Use of existing ontologies

Several ontologies are being looked at by the working group. The final best practice for using these ontologies will depend on the outputs of the group.

SSN

The semantic sensor network ontology defines terms for describing the sensors used to collect the data. See our example [8] for a minimal description of landsat 8 OLI observations using SSN. Much more detailed descriptions are possible.

PROV-O

The PROV-O ontology allows the provenance of data to be traced. It provides terms for describing what entities the data is based on, what processes were used to convert those entities into each other and into the final data, and what individuals and organisations were responsible for these processes. PROV-O descriptions can be attached at the dataset level, or even at the individual observation/tile level to indicate precisely which source material each observation is derived from.
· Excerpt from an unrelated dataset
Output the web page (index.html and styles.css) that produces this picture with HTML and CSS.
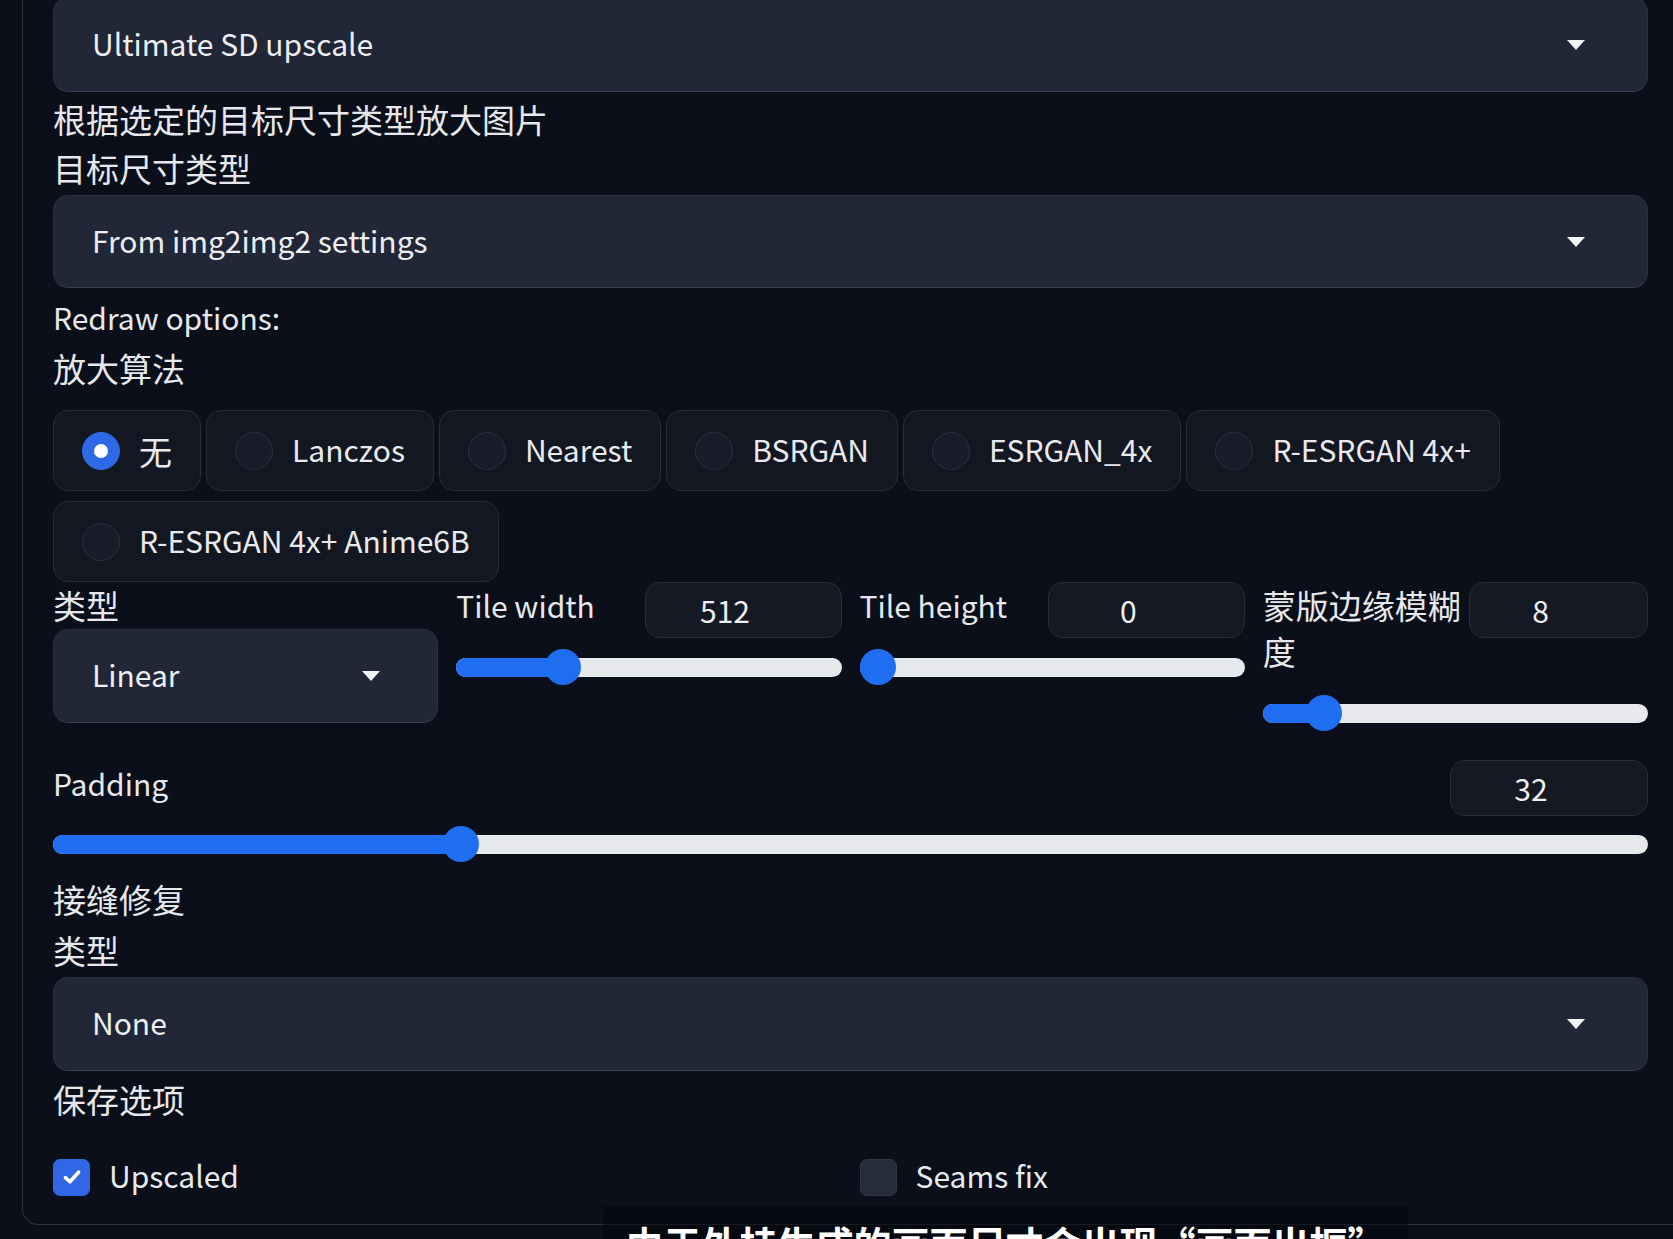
FILE: index.html
```html
<!DOCTYPE html>
<html lang="zh">
<head>
<meta charset="utf-8">
<title>Ultimate SD upscale</title>
<link rel="stylesheet" href="styles.css">
</head>
<body>
<div class="page">
  <div class="panel">
    <div class="dropdown dd-first">
      <span class="en">Ultimate SD upscale</span>
      <span class="caret"></span>
    </div>
    <div class="line info">根据选定的目标尺寸类型放大图片</div>
    <div class="line">目标尺寸类型</div>
    <div class="dropdown dd-second">
      <span class="en">From img2img2 settings</span>
      <span class="caret"></span>
    </div>
    <div class="line redraw"><span class="en">Redraw options:</span></div>
    <div class="line tight">放大算法</div>

    <div class="radios">
      <label class="radio checked"><span class="dot"></span><span>无</span></label>
      <label class="radio"><span class="dot"></span><span class="en">Lanczos</span></label>
      <label class="radio"><span class="dot"></span><span class="en">Nearest</span></label>
      <label class="radio"><span class="dot"></span><span class="en">BSRGAN</span></label>
      <label class="radio"><span class="dot"></span><span class="en">ESRGAN_4x</span></label>
      <label class="radio"><span class="dot"></span><span class="en">R-ESRGAN 4x+</span></label>
      <label class="radio"><span class="dot"></span><span class="en">R-ESRGAN 4x+ Anime6B</span></label>
    </div>

    <div class="grid4">
      <div class="col">
        <div class="flabel">类型</div>
        <div class="dropdown dd-small">
          <span class="en">Linear</span>
          <span class="caret"></span>
        </div>
      </div>
      <div class="col">
        <div class="fhead">
          <div class="flabel"><span class="en">Tile width</span></div>
          <div class="num"><span class="en">512</span></div>
        </div>
        <div class="slider"><div class="track"><div class="fill" style="width:27.6%"></div></div><span class="thumb" style="left:27.6%"></span></div>
      </div>
      <div class="col">
        <div class="fhead">
          <div class="flabel"><span class="en">Tile height</span></div>
          <div class="num"><span class="en">0</span></div>
        </div>
        <div class="slider"><div class="track"><div class="fill" style="width:4.7%"></div></div><span class="thumb" style="left:4.7%"></span></div>
      </div>
      <div class="col">
        <div class="fhead">
          <div class="flabel wrap">蒙版边缘模糊度</div>
          <div class="num narrow"><span class="en">8</span></div>
        </div>
        <div class="slider low"><div class="track"><div class="fill" style="width:16%"></div></div><span class="thumb" style="left:16%"></span></div>
      </div>
    </div>

    <div class="padblock">
      <div class="fhead">
        <div class="flabel"><span class="en">Padding</span></div>
        <div class="num"><span class="en">32</span></div>
      </div>
      <div class="slider pad"><div class="track"><div class="fill" style="width:25.6%"></div></div><span class="thumb" style="left:25.6%"></span></div>
    </div>

    <div class="line seams">接缝修复</div>
    <div class="line tight">类型</div>
    <div class="dropdown dd-third">
      <span class="en">None</span>
      <span class="caret"></span>
    </div>
    <div class="line save">保存选项</div>

    <div class="checks">
      <label class="check on"><span class="box"><svg viewBox="0 0 20 20" width="24" height="24"><path d="M4.5 10.5 L8.3 14 L15.5 6" fill="none" stroke="#ffffff" stroke-width="3" stroke-linecap="round" stroke-linejoin="round"/></svg></span><span class="en">Upscaled</span></label>
      <label class="check"><span class="box"></span><span class="en">Seams fix</span></label>
    </div>
  </div>

  <div class="subtitle"><span>由于外挂生成的画面尺寸会出现“画面出框”</span></div>
</div>
</body>
</html>
```

FILE: styles.css
```css
* { box-sizing: border-box; }

html, body {
  margin: 0;
  padding: 0;
}

body {
  width: 1673px;
  height: 1239px;
  overflow: hidden;
  background: #0b0f19;
  color: #e6e8ec;
  font-family: "Noto Sans CJK SC", "Noto Sans", sans-serif;
  font-size: 33px;
}

.en {
  font-size: 30px;
  padding-bottom: 4px;
  vertical-align: 2px;
}

.page {
  position: relative;
  height: 1239px;
  padding-left: 22px;
}

.panel {
  border-left: 1px solid #2b313e;
  border-bottom: 1px solid #2f3542;
  border-bottom-left-radius: 16px;
  padding: 0 25px 29px 30px;
}

.line {
  line-height: 49px;
  height: 49px;
  white-space: nowrap;
}
.info { margin-top: 3px; }
.redraw { margin-top: 5px; }
.tight { margin-top: 2px; }
.seams { margin-top: 13px; }
.save { margin-top: 4px; }

.dropdown {
  display: flex;
  align-items: center;
  justify-content: space-between;
  height: 93px;
  padding: 0 62px 0 38px;
  background: #212737;
  border: 1px solid #2a3040;
  border-bottom-color: #394052;
  border-radius: 15px;
  color: #eceef1;
}
.dd-first { margin-top: -3px; height: 95px; }
.dd-second { margin-top: 2px; }
.dd-third { margin-top: 2px; height: 94px; }
.dd-small { margin-top: 1px; height: 94px; padding: 0 57px 0 38px; }

.caret {
  width: 0;
  height: 0;
  border-left: 9px solid transparent;
  border-right: 9px solid transparent;
  border-top: 10px solid #f3f4f6;
}

.radios {
  margin-top: 17px;
  display: flex;
  flex-wrap: wrap;
  column-gap: 5px;
  row-gap: 10px;
}

.radio {
  display: flex;
  align-items: center;
  gap: 19px;
  height: 81px;
  padding: 0 28px;
  background: #131722;
  border: 1px solid #282d39;
  border-radius: 15px;
  color: #e8eaee;
}

.dot {
  width: 38px;
  height: 38px;
  border-radius: 50%;
  background: #181d29;
  border: 1px solid #2b3140;
  display: flex;
  align-items: center;
  justify-content: center;
}
.radio.checked .dot {
  background: #2e6ae6;
  border-color: #2e6ae6;
}
.radio.checked .dot::after {
  content: "";
  width: 14px;
  height: 14px;
  border-radius: 50%;
  background: #ffffff;
}

.grid4 {
  display: grid;
  grid-template-columns: repeat(4, 1fr);
  column-gap: 18px;
}

.col {
  display: flex;
  flex-direction: column;
}

.flabel {
  line-height: 46px;
  white-space: nowrap;
}
.flabel.wrap {
  white-space: normal;
  width: 200px;
}

.fhead {
  display: flex;
  justify-content: space-between;
  align-items: flex-start;
}

.num {
  width: 197px;
  height: 56px;
  line-height: 54px;
  text-align: center;
  padding-right: 36px;
  background: #141924;
  border: 1px solid #272d3a;
  border-radius: 15px;
  color: #eceef1;
  flex-shrink: 0;
}
.num.narrow { width: 179px; }

.slider {
  position: relative;
  height: 36px;
  margin-top: 11px;
  display: flex;
  align-items: center;
}
.slider.low { margin-top: 21px; }
.slider.pad { margin-top: 10px; }

.track {
  width: 100%;
  height: 19px;
  border-radius: 10px;
  background: #e7e8eb;
  overflow: hidden;
}
.fill {
  height: 100%;
  background: #1f6ef2;
}
.thumb {
  position: absolute;
  top: 0;
  width: 36px;
  height: 36px;
  margin-left: -18px;
  border-radius: 50%;
  background: #1f6ef2;
}

.padblock { margin-top: 29px; }
.padblock .num { width: 198px; }

.checks {
  margin-top: 35px;
  display: grid;
  grid-template-columns: 1fr 1fr;
  column-gap: 18px;
}
.check {
  display: flex;
  align-items: center;
  gap: 19px;
  height: 36px;
  color: #e8eaee;
}
.box {
  width: 37px;
  height: 37px;
  border-radius: 7px;
  background: #262c3a;
  border: 1px solid #323847;
  display: flex;
  align-items: center;
  justify-content: center;
}
.check.on .box {
  background: #2f67e6;
  border-color: #2f67e6;
}

.subtitle {
  position: absolute;
  left: 603px;
  top: 1209px;
  width: 805px;
  height: 60px;
  background: rgba(4, 5, 8, 0.55);
  border-radius: 4px;
  padding-top: 14px;
  text-align: center;
  overflow: hidden;
}
.subtitle span {
  font-size: 38px;
  font-weight: 700;
  color: #ffffff;
  white-space: nowrap;
  line-height: 46px;
}
```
See our example [9].

Latitude and longitude

The working group wishes to discourage unqualified uses of "latitude" and "longitude". Most commonly, these terms refer to the WGS-84 CRS (coordinate reference system), but published data should always make its CRS explicit. In RDF, the WGS-84 geo vocabulary [10] is often used, with its provided geo:lat and geo:long properties. The working group intends to standardise better properties, which allow the use of other CRSs. Once these exist, they should always be used in place of the geo properties.

SKOS concepts

The datacube is commonly used in conjunction with a SKOS concept scheme (such as SDMX-RDF [11] [12]) to define the meanings of the components. It is appropriate to use this for coverages also (see our example [13]), but appropriate SKOS concepts do not always exist. They may need to be published along with the data proper.